Metric nameDescription
jdisc.http.requests.status Number of requests to the built-in status handler
http.status.1xx Number of responses with a 1xx status
http.status.2xx Number of responses with a 2xx status
http.status.3xx Number of responses with a 3xx status
http.status.4xx Number of responses with a 4xx status
http.status.5xx Number of responses with a 5xx status
serverNumConnections The total number of connections opened
serverNumOpenConnections The current number of open connections
serverConnectionsOpenMax The max number of open connections
serverConnectionDurationMean, -Max, -StdDev The mean/max/stddev of connection duration in ms
serverNumRequests, jdisc.http.requests Number of requests received by the connector
serverNumSuccessfulResponses Number of successful responses sent by the connector
serverNumFailedResponses Number of error responses sent by the connector
serverNumSuccessfulResponseWrites Number of HTTP response chunks that have been successfully written to the network.
serverNumFailedResponseWrites Number of HTTP response chunks that have not been successfully written to the network, due to some kind of I/O error.
serverBytesReceived Number of bytes the connector has received
serverBytesSent Number of bytes the connector has sent
serverTimeToFirstByte Time to first byte of response body is sent
serverTotalSuccessfulResponseLatency Time to complete successful responses
serverTotalFailedResponseLatency Time to complete failed responses

/state/v1/health

Per-process health status is found at http://host:port/state/v1/health

Health API

The Health API is most commonly used for heartbeating.

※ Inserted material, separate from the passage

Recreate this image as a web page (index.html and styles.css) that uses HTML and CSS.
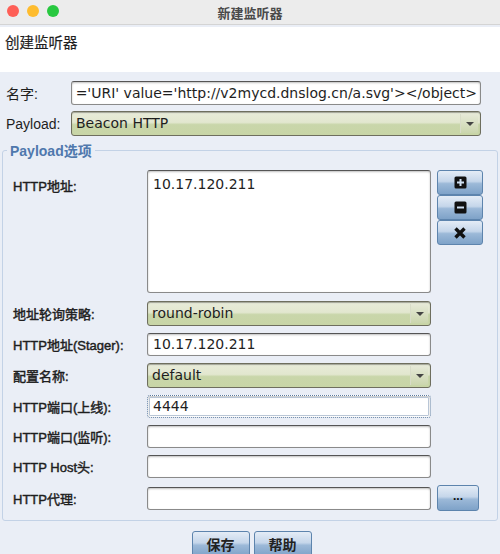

Example:

{
    "status" : {
        "code" : "up",
        "message" : "Everything ok here"
    }
}

The status code is one of (see StateMonitor):

  • initializing
  • up
  • down

Assume status down if the page cannot be downloaded.

Containers with the query API enabled return initializing while waiting for content nodes to start (see example). up means that the service is fully up.

The message part is optional - it is normally empty if the service is up, while it is set to a textual reason for why it is unavailable, if that is the case.